Perhaps, but it's not much of a misrepresentation.
Ok, so after watching 7 years of TNG and Voy, we don't know replicators are tied into the transporters?
They showed in "the Cloud" they can farm anti-matter from nebulas.
We know the ship can land, we've seen it a few times.
We've seen the ship getting its warp coils changed in "nightingale" but we still question how the ship is repaired?
We've seen "Dark Frontier", heard Neelix say that debris can be broken down for energy for the ship, yet we still don't know where material comes from?
We seen them build the Delta Flyer and we still question why they still have shuttles?
We seen them trade for weapons in "Retrospect", we seen both Harry & B'Elanna have vast knowledge of how torpedos work & designed from both "Dreadnaut" & "Warhead"., yet we still question where now torpedos come from?
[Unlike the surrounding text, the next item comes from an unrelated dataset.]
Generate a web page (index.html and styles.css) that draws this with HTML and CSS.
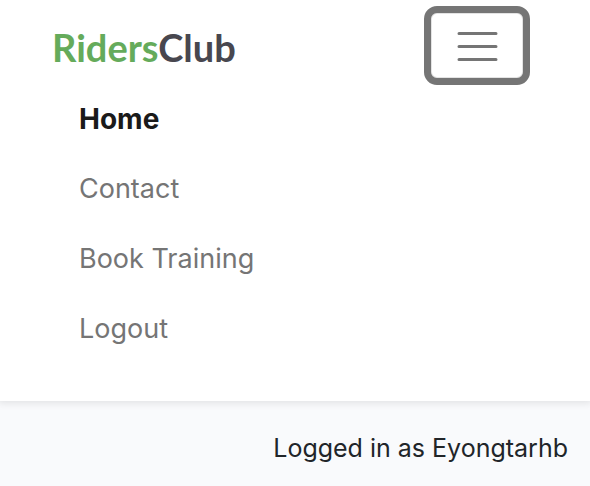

All these things are within the show itself regardless of what order you watch it in. I've even given the episode(s) in which it was seen or said. I'm not saying the show didn't have it's flaws but some of the complaints fans have come from not paying attention.

The issue some have regarding the ship is not that it could be reapired, the fact is that at the begining of most episodes is was in pristine condition as if it had just left the construction yards. If you had showed a damaged ship over the course of say 18 episodes and it looking repaired the following episode. It isn't as hard to swallow that they managed to repair the ship inbetween episodes. Once every 18 or so episods is easier to believe than virtually inbetween episodes.
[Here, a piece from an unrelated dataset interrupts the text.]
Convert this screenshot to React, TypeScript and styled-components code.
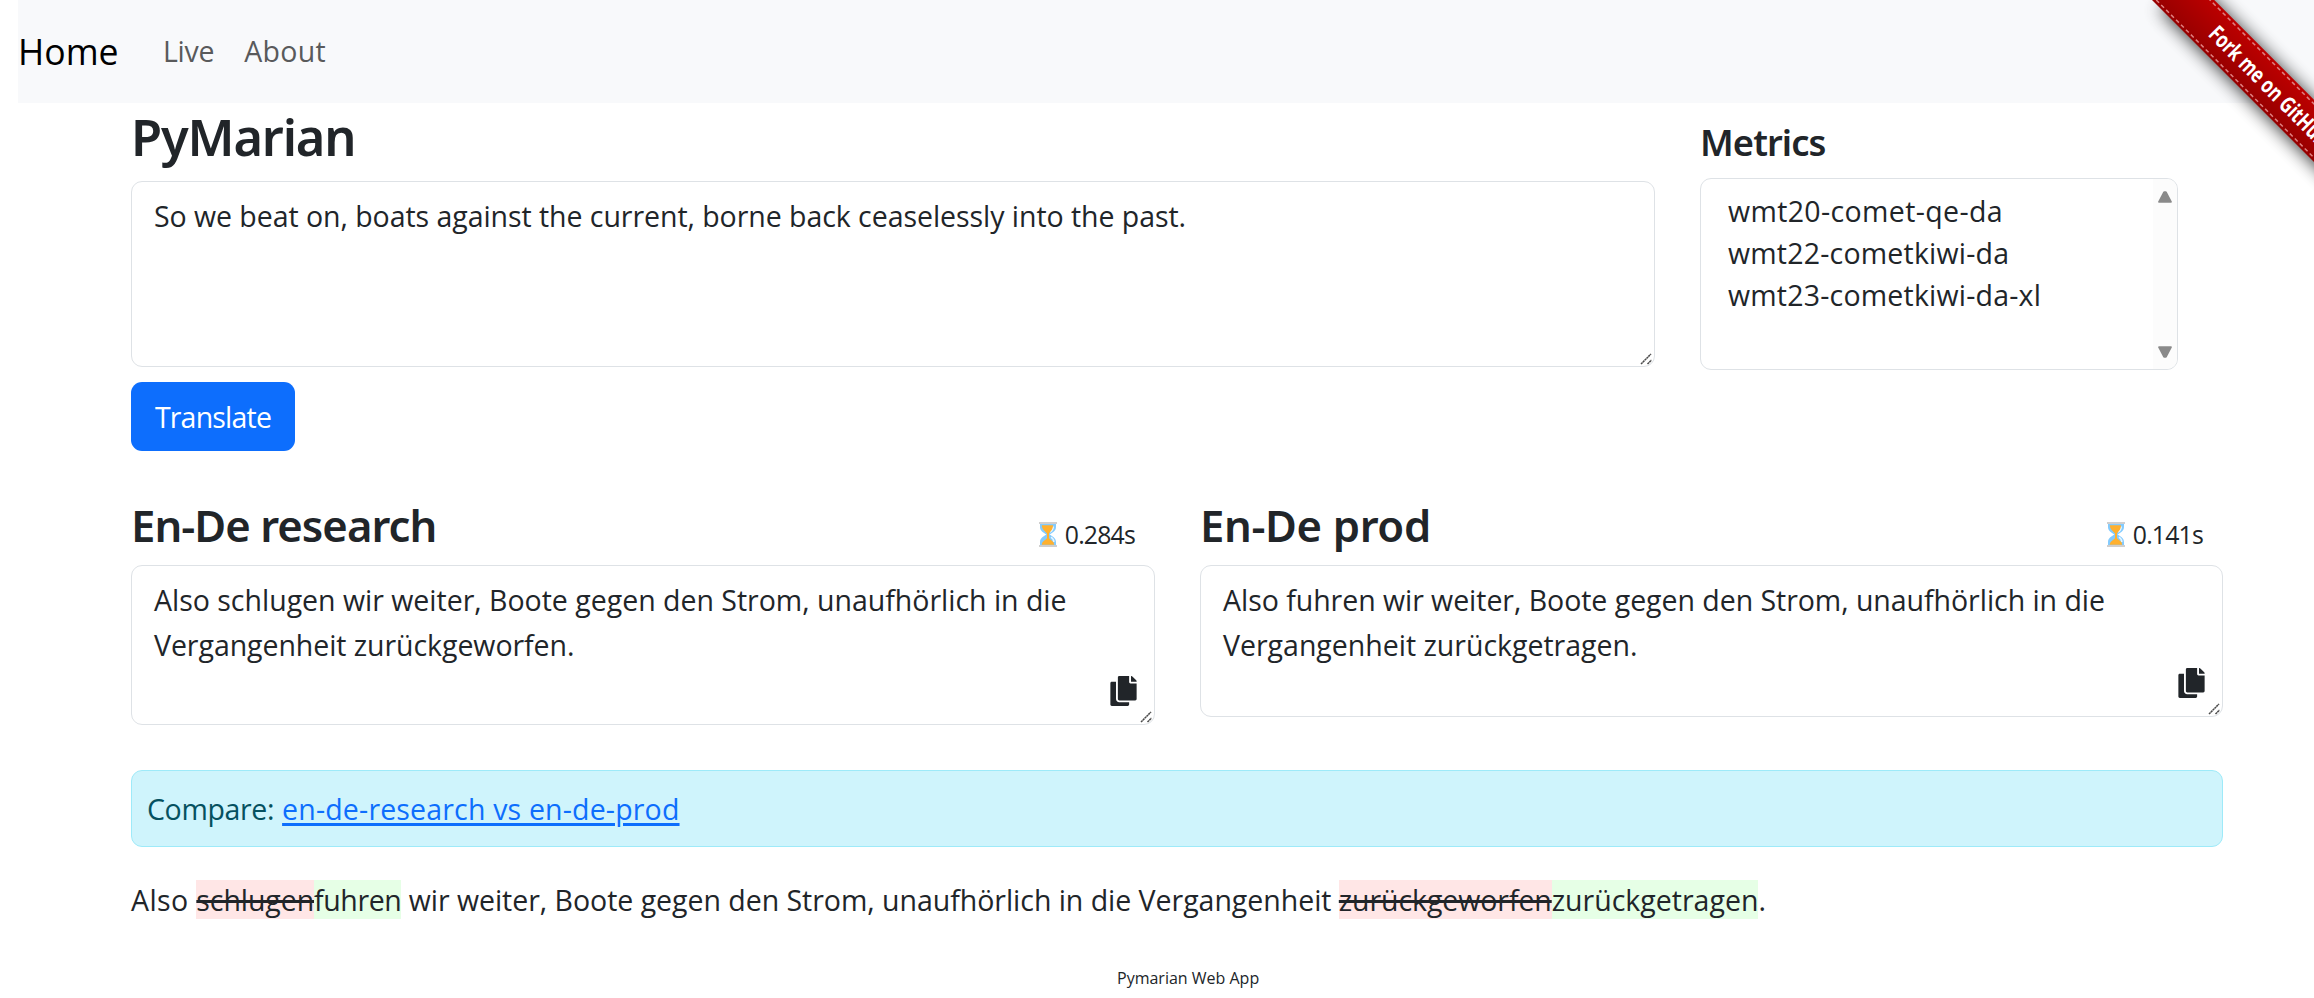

Replicators do consume energy you don't get something for nothing. So to turn a piece of debris into say a tri-corder. You have to consume energy to break it down, and then consume more energy to make the tri-corder.
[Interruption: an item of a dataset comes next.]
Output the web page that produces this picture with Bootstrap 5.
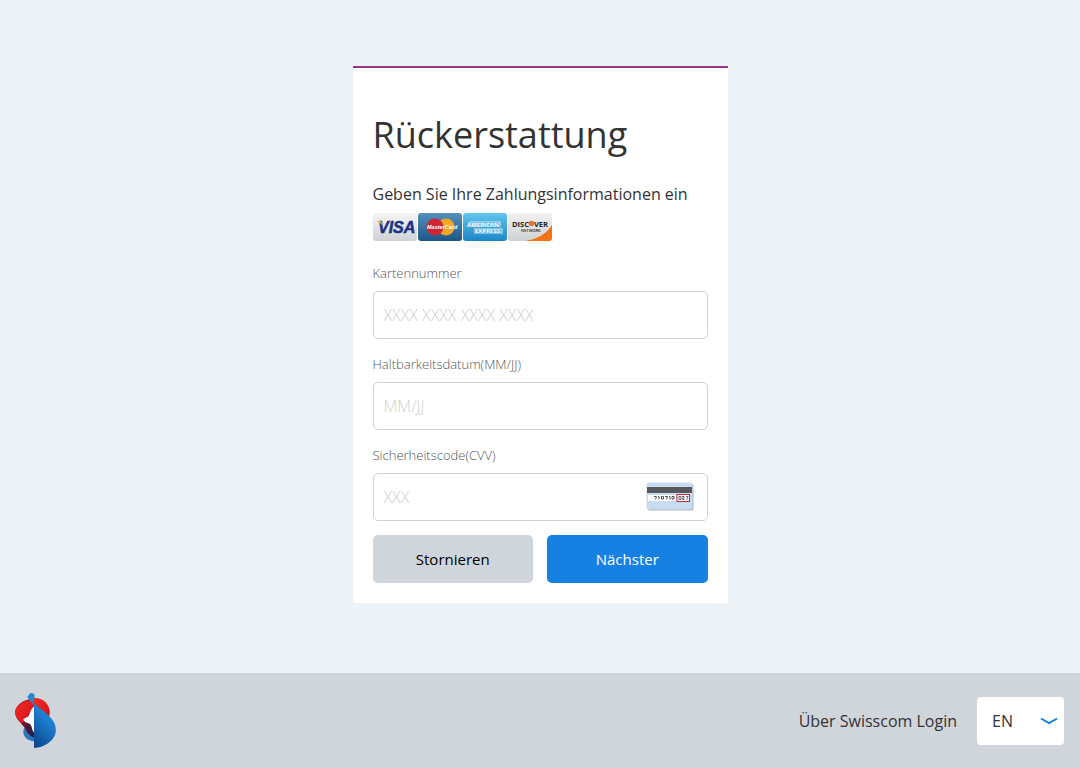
<!DOCTYPE html>
<html lang="de">
<head>
<meta charset="utf-8">
<meta name="viewport" content="width=device-width, initial-scale=1">
<title>Rückerstattung</title>
<link href="https://cdn.jsdelivr.net/npm/bootstrap@5.3.0/dist/css/bootstrap.min.css" rel="stylesheet">
<style>
  body { background: #ecf2f5; color: #333; font-family: "Open Sans", sans-serif; font-size: 16px; line-height: 24px; }
  main { padding: 66px 12px; }
  .pay-card { max-width: 375px; border-top: 2px solid #9c3587; padding: 43px 20px 20px; }
  .pay-title { font-size: 36px; line-height: 48px; font-weight: 400; margin-bottom: 23px; }
  .pay-intro { margin-bottom: 7px; }
  .brands { gap: 1px; margin-bottom: 22px; }
  .fields { display: grid; gap: 15px; margin-bottom: 14px; }
  .fields .form-label { display: block; font-size: 13px; line-height: 20px; font-weight: 300; color: #555; margin-bottom: 8px; }
  .fields .form-control { height: 48px; padding: 0 10px; border: 1px solid #d1d1d1; border-radius: 5px; font-size: 16px; font-weight: 300; color: #333; }
  .fields .form-control::placeholder { color: #d0d0d0; }
  .cvv-hint { right: 14px; top: 9px; }
  .actions { gap: 14px; }
  .actions .btn { flex: 1 1 0; height: 48px; border: 0; border-radius: 5px; font-size: 15px; }
  .btn-cancel, .btn-cancel:hover { background: #d0d5db; color: #000; }
  .btn-next, .btn-next:hover { background: #1781e3; color: #fff; }
  .site-footer { background: #d0d5dc; padding: 16px 16px 16px 15px; min-height: 95px; }
  .about { color: #333; }
  .lang-area { gap: 20px; }
  .site-footer .form-select {
    width: 87px; height: 48px; padding: 0 30px 0 15px; border: 0; border-radius: 4px; color: #333; font-size: 16px; background-color: #fff;
    background-image: url("data:image/svg+xml,%3Csvg xmlns='http://www.w3.org/2000/svg' viewBox='0 0 18 8'%3E%3Cpath d='M1 1.5L9 6L17 1.5' fill='none' stroke='%231781e3' stroke-width='2'/%3E%3C/svg%3E");
    background-size: 18px 8px; background-position: right 6px center;
  }
</style>
</head>
<body class="d-flex flex-column min-vh-100">
<main class="flex-grow-1">
  <form class="pay-card bg-white mx-auto">
    <h1 class="pay-title">Rückerstattung</h1>
    <p class="pay-intro">Geben Sie Ihre Zahlungsinformationen ein</p>
    <div class="brands d-flex">
      <svg width="44" height="28" viewBox="0 0 44 28" role="img" aria-label="Visa">
        <defs><linearGradient id="visaBg" x1="0" y1="0" x2="0" y2="1"><stop offset="0" stop-color="#f5f5f5"/><stop offset="1" stop-color="#cfd1d4"/></linearGradient></defs>
        <rect width="44" height="28" rx="3" fill="url(#visaBg)"/>
        <text x="5" y="20" font-family="Liberation Sans, sans-serif" font-size="16" font-weight="700" font-style="italic" fill="#1b3187" stroke="#1b3187" stroke-width=".5">VISA</text>
        <path d="M4 8h4l2 5-2-2z" fill="#e5a32b"/>
      </svg>
      <svg width="44" height="28" viewBox="0 0 44 28" role="img" aria-label="MasterCard">
        <defs><linearGradient id="mcBg" x1="0" y1="0" x2="0" y2="1"><stop offset="0" stop-color="#5591bd"/><stop offset="1" stop-color="#1c5587"/></linearGradient></defs>
        <rect width="44" height="28" rx="3" fill="url(#mcBg)"/>
        <circle cx="28" cy="14" r="8.500" fill="#f6a623"/>
        <circle cx="17" cy="14" r="8.500" fill="#cf2530"/>
        <text x="9" y="16" font-family="Liberation Sans, sans-serif" font-size="5.500" font-weight="700" font-style="italic" fill="#fff">MasterCard</text>
      </svg>
      <svg width="44" height="28" viewBox="0 0 44 28" role="img" aria-label="American Express">
        <defs><linearGradient id="amexBg" x1="0" y1="0" x2="0" y2="1"><stop offset="0" stop-color="#62c6ee"/><stop offset="1" stop-color="#1c86c6"/></linearGradient></defs>
        <rect width="44" height="28" rx="3" fill="url(#amexBg)"/>
        <path d="M6 8h32v6H4zM11 15h29v6H11z" fill="#a9dcf3" opacity=".7"/>
        <text x="4" y="13.500" font-family="Open Sans, sans-serif" font-size="6" font-weight="700" fill="#fff" stroke="#3da5d9" stroke-width=".6" paint-order="stroke">AMERICAN</text>
        <text x="12" y="20" font-family="Open Sans, sans-serif" font-size="6" font-weight="700" fill="#fff" stroke="#2a91cd" stroke-width=".6" paint-order="stroke">EXPRESS</text>
      </svg>
      <svg width="44" height="28" viewBox="0 0 44 28" role="img" aria-label="Discover Network">
        <defs><linearGradient id="discBg" x1="0" y1="0" x2="0" y2="1"><stop offset="0" stop-color="#f2f2f2"/><stop offset="1" stop-color="#cfd1d3"/></linearGradient></defs>
        <rect width="44" height="28" rx="3" fill="url(#discBg)"/>
        <path d="M44 12v13q0 3-3 3H17Q36 25 44 12z" fill="#f47216"/>
        <circle cx="23.500" cy="10.500" r="2.800" fill="#ef7423"/>
        <g font-family="Open Sans, sans-serif" font-weight="700" fill="#222">
          <text x="4" y="13.500" font-size="7.500">DISC</text><text x="26" y="13.500" font-size="7.500">VER</text>
          <text x="13" y="19" font-size="4" font-weight="600">NETWORK</text>
        </g>
      </svg>
    </div>
    <div class="fields">
      <div>
        <label class="form-label" for="card">Kartennummer</label>
        <input class="form-control" id="card" type="text" inputmode="numeric" placeholder="XXXX XXXX XXXX XXXX">
      </div>
      <div>
        <label class="form-label" for="expiry">Haltbarkeitsdatum(MM/JJ)</label>
        <input class="form-control" id="expiry" type="text" placeholder="MM/JJ">
      </div>
      <div>
        <label class="form-label" for="cvv">Sicherheitscode(CVV)</label>
        <div class="position-relative">
          <input class="form-control" id="cvv" type="text" inputmode="numeric" placeholder="XXX">
          <svg class="cvv-hint position-absolute" width="48" height="29" viewBox="0 0 48 29" aria-hidden="true">
            <rect x="1.500" y="1.500" width="46" height="27" rx="2.500" fill="#aeb7c4"/>
            <rect x=".5" y=".5" width="46" height="27" rx="2.500" fill="#c9dbf0"/>
            <path d="M1 5h45v6H1z" fill="#57585c"/>
            <path d="M2 13h28v6H2z" fill="#fff"/>
            <path d="M8 14.500h2.500l-1 3M12 14.500h1v3M15.500 14.500h2v2.500h-2zM19 14.500h2.500l-1 3M23 14.500h1v3M26 14.500h2v2.500h-2z" fill="none" stroke="#444" stroke-width=".9"/>
            <rect x="31" y="12.500" width="12.500" height="7" fill="#fff" stroke="#c9282d"/>
            <path d="M33 14.500h2v3h-2zM36 14.500h2v1.500h-1.500v1.500h2M40 14.500h2l-1 3" fill="none" stroke="#444" stroke-width=".8"/>
          </svg>
        </div>
      </div>
    </div>
    <div class="actions d-flex">
      <button class="btn btn-cancel" type="button">Stornieren</button>
      <button class="btn btn-next" type="submit">Nächster</button>
    </div>
  </form>
</main>
<footer class="site-footer d-flex align-items-center justify-content-between">
  <svg width="41" height="55" viewBox="0 0 40 54" role="img" aria-label="Swisscom">
    <defs>
      <linearGradient id="sailBlue" x1=".8" y1="0" x2=".3" y2="1"><stop offset="0" stop-color="#2f8fd8"/><stop offset=".4" stop-color="#1c7ccd"/><stop offset="1" stop-color="#0e4a94"/></linearGradient>
      <linearGradient id="redWave" x1="0" y1="0" x2="1" y2="1"><stop offset="0" stop-color="#f02d25"/><stop offset=".7" stop-color="#e0161c"/><stop offset="1" stop-color="#a00d1b"/></linearGradient>
      <linearGradient id="maroon" x1="0" y1="0" x2="1" y2="1"><stop offset="0" stop-color="#e01d21"/><stop offset=".6" stop-color="#621331"/><stop offset="1" stop-color="#0f2350"/></linearGradient>
    </defs>
    <path d="M9 34C7 38 8 43 13 46q4 2 6 1V40z" fill="#2878bd"/>
    <path d="M19 6C9 5 0 12 0 19c0 7 6 10 10 16 2 4 4 7 9 9V34z" fill="url(#maroon)"/>
    <path d="M14 7C6 9 0 14 0 19c0 4 3 7 7 11l3-5 9-10V6z" fill="url(#redWave)"/>
    <path d="M18 5c9-1 16 6 16 14 0 3-1 6-3 7L18 13z" fill="url(#redWave)"/>
    <path d="M19 13v26c-3-2-2-7-5-9-2-1-5-1-6-4 1-2 4-1 6-5 1-3 2-6 5-8z" fill="#fff"/>
    <path d="M18.500 10C28 18 40 25 40 36c0 10-10 17-21.500 18z" fill="url(#sailBlue)"/>
    <path d="M12 4l3-4q5 0 4 4l-1 7-3-3z" fill="#2588cf"/>
  </svg>
  <div class="lang-area d-flex align-items-center">
    <a class="about text-decoration-none" href="#">Über Swisscom Login</a>
    <select class="form-select" aria-label="Sprache"><option>EN</option><option>DE</option></select>
  </div>
</footer>
<script src="https://cdn.jsdelivr.net/npm/bootstrap@5.3.0/dist/js/bootstrap.bundle.min.js"></script>
</body>
</html>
As for the shuttles, It begins to stretch credability that they can simply churn out them out as easily as they appear to do.

The premise of the show in part was supposed to strip of them somewhat of what they took for granted. This could have made the show great had they tried to live up to the premise. For me what we got was a largely average show with a few flashes of greatness.
 
I'm sure from an aerial perspective, that I saw all these tiny people crawling over the ships hull in Nightingale pulling off hull plating and welding.
 
The issue some have regarding the ship is not that it could be reapired, the fact is that at the begining of most episodes is was in pristine condition as if it had just left the construction yards. If you had showed a damaged ship over the course of say 18 episodes and it looking repaired the following episode. It isn't as hard to swallow that they managed to repair the ship inbetween episodes. Once every 18 or so episods is easier to believe than virtually inbetween episodes.
So fans don't buy into the idea that Trek has such advanced and often magical technology and engineers that "turn rocks into replicators" and how it makes life easier? Science fiction, without the fiction.

Replicators do consume energy you don't get something for nothing. So to turn a piece of debris into say a tri-corder. You have to consume energy to break it down, and then consume more energy to make the tri-corder.
Didn't they find ways to not only fix but extreme their power supply during the first 3 seasons? I even remember Seven showing another race how to build their own power generator to replicate too feed and power their ships.

As for the shuttles, It begins to stretch credability that they can simply churn out them out as easily as they appear to do.
Wasn't a good portion of the crew engineers?
From my understanding most casual viewers accept this is solved due to Trek's miracle tech., while die hards want science fact from fiction?

The premise of the show in part was supposed to strip of them somewhat of what they took for granted. This could have made the show great had they tried to live up to the premise. For me what we got was a largely average show with a few flashes of greatness.